What is the makeup of each group and how are they inter-related?
There are over musical 40 contributors. Let's call it a loose confederation. Definitely inter-related at this point!
(Photo of Arab style dancers performing with Jadoo by Jack Clift.)
I can’t take my eyes off of the mesmerizing traditional dancers. How are the western style dancers received? In their black boots and doing the hair whip, they look frankly like tacky strippers.
Okay, first of all, Jadoo generally performs live with dancers, but not with traditional Uzbek style. The Eastern dancers that appear with us are considered "Arab style" over there. In the 2006 concert on YouTube they were joined by the dancers from the club that are considered "Russian style"--though one of them seems to have seen Blue Velvet. Anyway, we like working with dancers,even the tacky ones.

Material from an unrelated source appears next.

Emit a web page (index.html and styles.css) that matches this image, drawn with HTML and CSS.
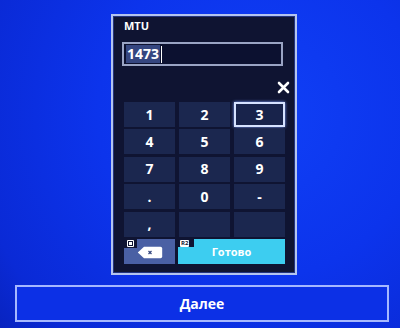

No doubt! The following video shows the contrast of the "Arab style" belly dancers and the "Russian style" dancers. The dancing girls kick in at about 3:00.
What are you doing now?
I'm finishing up the tracking and getting into the mixing phase of the next album.We've got pretty much the same crew as Pale Imperfect Diamond and some notable folks that are new to the project. In addition to the singers mentioned above and Bela Fleck, we've had Jerry Douglas, Sam Bush, Tony Rice--the list is still growing!
In 2009, I was contacted by by director Susan McNally about having Jadoo perform in an episode of Rudy Maxa's World that they were getting ready to shoot in Uzbekistan. I joined them and we did the performance that is now on YouTube.
They were really great folks and we have been discussing doing a concert documentary where we'd bring Jadoo to the U.S. and, for the first time, actually have all the players assemble in the same place. We've written up a proposal that we're sending out to potential investors. All of the key musical contributors have signed on and this is what I'm going to concentrate on when I've finished mixing and releasing the album.
Thanks so much for granting me this interview to share with the Open Salon, Jack. I enjoyed it and learned a lot, too.